Interface markup and scripts
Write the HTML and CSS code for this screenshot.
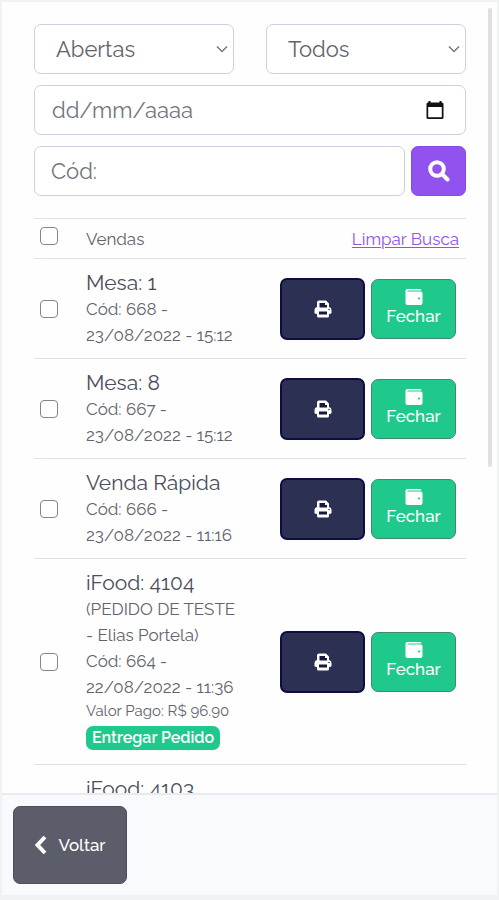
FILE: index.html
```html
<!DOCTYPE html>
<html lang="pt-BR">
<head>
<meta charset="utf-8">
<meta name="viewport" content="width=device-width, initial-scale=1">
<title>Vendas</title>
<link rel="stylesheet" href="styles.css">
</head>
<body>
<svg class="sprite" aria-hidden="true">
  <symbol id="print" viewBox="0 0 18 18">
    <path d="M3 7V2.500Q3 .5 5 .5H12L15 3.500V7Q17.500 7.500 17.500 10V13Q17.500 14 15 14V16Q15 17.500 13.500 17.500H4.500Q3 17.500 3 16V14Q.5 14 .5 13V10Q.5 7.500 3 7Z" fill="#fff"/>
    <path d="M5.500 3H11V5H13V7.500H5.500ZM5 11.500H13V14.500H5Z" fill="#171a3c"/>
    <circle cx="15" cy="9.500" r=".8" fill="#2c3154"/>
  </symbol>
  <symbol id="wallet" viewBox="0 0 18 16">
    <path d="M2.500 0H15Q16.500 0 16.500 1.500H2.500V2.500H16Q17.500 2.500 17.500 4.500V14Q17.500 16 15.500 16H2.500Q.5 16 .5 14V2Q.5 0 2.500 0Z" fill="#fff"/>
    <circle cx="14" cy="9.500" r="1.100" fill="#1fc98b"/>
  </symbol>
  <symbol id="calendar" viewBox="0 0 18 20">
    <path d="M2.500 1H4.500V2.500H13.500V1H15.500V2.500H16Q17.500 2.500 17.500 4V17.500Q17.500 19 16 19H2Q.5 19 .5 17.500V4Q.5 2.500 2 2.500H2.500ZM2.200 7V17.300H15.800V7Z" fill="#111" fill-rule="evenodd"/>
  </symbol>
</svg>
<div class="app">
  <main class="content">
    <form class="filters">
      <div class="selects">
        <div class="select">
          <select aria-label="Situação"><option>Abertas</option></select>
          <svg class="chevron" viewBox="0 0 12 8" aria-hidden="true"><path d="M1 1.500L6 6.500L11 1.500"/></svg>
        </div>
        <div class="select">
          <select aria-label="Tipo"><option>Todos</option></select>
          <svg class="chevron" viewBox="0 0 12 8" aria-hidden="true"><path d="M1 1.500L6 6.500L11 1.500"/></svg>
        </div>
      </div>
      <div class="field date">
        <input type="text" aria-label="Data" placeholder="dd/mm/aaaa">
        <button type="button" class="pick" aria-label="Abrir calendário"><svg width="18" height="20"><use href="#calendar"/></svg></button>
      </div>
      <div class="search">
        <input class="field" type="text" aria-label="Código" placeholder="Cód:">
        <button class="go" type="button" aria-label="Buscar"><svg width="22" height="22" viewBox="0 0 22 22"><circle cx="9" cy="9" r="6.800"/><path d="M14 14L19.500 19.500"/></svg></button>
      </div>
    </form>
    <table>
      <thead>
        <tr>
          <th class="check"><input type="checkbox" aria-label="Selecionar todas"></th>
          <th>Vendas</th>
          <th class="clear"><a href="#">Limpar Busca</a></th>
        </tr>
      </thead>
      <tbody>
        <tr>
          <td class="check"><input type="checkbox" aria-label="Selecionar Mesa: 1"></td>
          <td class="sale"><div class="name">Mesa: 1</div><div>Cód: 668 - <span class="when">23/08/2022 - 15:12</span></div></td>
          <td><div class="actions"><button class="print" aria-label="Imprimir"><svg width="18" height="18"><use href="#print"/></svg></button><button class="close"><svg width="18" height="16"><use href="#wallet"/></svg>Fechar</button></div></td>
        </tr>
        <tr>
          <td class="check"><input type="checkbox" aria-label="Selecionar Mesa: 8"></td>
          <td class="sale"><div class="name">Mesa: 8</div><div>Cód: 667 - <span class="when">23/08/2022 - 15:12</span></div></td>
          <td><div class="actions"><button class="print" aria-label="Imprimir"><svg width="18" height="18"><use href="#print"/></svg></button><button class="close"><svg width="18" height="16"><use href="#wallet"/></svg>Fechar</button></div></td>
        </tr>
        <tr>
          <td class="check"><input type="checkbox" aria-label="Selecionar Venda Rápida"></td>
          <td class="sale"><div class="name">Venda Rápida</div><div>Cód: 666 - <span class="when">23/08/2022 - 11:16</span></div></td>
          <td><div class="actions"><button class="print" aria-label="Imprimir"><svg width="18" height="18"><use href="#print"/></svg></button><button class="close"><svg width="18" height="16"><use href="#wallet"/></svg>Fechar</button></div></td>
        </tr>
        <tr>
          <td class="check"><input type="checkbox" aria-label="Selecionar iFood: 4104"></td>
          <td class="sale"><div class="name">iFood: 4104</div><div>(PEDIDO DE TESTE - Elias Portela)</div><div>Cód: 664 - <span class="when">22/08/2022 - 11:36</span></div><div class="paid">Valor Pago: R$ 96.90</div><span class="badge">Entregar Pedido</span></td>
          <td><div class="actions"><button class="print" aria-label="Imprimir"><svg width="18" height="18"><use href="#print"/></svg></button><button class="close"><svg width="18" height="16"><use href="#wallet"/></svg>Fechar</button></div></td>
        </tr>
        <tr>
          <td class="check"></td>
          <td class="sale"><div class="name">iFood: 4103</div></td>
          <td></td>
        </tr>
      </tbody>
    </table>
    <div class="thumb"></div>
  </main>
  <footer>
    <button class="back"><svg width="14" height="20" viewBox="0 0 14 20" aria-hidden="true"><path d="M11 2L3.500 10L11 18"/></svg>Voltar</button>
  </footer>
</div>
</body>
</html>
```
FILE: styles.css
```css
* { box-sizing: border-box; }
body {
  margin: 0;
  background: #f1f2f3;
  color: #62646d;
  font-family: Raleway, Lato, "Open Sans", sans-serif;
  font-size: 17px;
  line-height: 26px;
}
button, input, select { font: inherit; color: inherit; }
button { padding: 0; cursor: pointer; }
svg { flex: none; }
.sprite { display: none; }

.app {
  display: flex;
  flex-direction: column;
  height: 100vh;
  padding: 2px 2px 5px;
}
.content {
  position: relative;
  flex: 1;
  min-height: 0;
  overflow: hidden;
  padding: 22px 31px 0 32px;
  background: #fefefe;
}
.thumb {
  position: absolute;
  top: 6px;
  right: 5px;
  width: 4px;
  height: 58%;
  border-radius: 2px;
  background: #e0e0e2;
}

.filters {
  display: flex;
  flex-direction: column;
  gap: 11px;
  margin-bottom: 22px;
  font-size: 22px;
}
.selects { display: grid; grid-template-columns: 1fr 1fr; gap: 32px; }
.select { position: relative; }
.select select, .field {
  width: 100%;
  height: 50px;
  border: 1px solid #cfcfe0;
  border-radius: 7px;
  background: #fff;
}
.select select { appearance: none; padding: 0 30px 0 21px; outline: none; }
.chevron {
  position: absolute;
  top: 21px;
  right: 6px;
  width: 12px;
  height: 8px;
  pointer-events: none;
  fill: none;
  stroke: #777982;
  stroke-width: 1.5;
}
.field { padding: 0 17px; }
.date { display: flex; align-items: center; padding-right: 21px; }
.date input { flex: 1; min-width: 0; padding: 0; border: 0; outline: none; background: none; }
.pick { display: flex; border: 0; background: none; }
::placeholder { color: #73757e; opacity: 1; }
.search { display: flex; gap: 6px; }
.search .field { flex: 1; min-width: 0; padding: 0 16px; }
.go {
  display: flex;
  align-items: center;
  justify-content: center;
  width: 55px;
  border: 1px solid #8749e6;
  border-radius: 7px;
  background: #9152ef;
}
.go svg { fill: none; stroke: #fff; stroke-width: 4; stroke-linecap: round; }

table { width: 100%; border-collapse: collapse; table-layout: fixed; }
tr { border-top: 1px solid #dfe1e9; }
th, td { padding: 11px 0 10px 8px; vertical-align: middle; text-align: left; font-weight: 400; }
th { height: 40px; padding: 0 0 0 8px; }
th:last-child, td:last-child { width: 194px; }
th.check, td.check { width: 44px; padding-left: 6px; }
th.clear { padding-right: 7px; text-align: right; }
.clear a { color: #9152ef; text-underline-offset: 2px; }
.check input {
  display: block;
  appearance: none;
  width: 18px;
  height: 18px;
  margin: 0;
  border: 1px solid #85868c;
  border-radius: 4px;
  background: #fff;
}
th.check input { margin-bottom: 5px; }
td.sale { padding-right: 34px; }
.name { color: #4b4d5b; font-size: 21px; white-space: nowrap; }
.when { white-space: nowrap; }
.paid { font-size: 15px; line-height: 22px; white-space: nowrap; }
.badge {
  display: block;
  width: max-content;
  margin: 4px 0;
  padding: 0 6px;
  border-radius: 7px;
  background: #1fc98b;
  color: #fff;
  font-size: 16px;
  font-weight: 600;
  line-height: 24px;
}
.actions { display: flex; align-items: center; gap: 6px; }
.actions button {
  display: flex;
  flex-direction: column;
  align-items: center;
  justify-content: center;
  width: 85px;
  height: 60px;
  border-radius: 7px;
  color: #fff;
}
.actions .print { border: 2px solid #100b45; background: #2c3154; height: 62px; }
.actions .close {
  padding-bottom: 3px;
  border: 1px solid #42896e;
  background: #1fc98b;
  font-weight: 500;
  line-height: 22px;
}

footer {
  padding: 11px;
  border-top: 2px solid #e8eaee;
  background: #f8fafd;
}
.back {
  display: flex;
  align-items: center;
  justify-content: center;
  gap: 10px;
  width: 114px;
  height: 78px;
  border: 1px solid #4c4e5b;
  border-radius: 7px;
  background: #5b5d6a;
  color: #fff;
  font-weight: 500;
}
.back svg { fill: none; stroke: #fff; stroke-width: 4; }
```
---
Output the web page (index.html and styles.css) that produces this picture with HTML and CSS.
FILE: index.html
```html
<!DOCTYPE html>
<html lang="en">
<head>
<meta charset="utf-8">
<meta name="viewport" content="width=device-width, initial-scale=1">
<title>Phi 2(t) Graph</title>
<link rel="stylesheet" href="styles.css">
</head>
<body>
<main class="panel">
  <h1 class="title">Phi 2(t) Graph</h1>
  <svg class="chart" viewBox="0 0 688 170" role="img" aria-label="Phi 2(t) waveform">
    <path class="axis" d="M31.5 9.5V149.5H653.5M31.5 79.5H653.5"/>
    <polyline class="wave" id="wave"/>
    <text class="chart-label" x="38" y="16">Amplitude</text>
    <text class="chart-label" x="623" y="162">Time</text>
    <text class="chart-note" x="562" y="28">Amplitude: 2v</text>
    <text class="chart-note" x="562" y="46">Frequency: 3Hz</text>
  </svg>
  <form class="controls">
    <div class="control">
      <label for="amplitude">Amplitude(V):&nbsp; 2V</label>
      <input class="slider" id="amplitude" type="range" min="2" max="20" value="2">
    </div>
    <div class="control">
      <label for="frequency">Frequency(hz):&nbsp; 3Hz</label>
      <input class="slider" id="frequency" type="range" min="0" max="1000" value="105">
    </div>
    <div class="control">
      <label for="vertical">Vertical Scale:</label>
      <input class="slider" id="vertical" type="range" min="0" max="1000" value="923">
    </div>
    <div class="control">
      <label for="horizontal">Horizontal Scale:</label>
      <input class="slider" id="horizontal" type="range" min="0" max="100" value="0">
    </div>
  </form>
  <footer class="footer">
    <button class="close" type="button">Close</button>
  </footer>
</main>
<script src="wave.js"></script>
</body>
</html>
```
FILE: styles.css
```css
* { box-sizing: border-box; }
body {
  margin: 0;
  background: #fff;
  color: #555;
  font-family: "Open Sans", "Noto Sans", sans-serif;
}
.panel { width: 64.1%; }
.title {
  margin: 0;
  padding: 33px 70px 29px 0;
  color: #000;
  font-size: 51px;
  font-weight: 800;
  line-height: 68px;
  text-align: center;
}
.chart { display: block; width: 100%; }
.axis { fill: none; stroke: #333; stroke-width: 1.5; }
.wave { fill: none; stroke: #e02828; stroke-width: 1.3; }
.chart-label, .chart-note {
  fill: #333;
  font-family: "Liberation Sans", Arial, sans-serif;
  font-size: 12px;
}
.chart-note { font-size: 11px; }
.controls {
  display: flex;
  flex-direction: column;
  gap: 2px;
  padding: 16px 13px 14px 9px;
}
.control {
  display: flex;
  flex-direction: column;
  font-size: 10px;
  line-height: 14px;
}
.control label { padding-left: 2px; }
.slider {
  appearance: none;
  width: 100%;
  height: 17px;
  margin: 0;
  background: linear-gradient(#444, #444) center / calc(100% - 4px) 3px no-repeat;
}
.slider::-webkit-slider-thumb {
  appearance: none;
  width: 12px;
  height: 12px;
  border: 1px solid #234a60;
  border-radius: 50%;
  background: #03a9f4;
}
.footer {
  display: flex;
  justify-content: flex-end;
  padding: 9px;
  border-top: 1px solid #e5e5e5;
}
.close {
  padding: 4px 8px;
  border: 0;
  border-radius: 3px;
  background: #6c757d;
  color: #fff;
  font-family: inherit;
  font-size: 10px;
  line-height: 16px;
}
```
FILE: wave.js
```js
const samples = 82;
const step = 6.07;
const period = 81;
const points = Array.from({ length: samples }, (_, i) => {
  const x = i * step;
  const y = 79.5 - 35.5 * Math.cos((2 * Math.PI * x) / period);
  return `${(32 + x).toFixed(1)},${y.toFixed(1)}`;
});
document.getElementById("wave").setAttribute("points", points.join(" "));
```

TASK STATEMENT
Search the records for the word "this". Copy every line that has it.

WRITTEN ANSWER
Write the HTML and CSS code for this screenshot.
Output the web page (index.html and styles.css) that produces this picture with HTML and CSS.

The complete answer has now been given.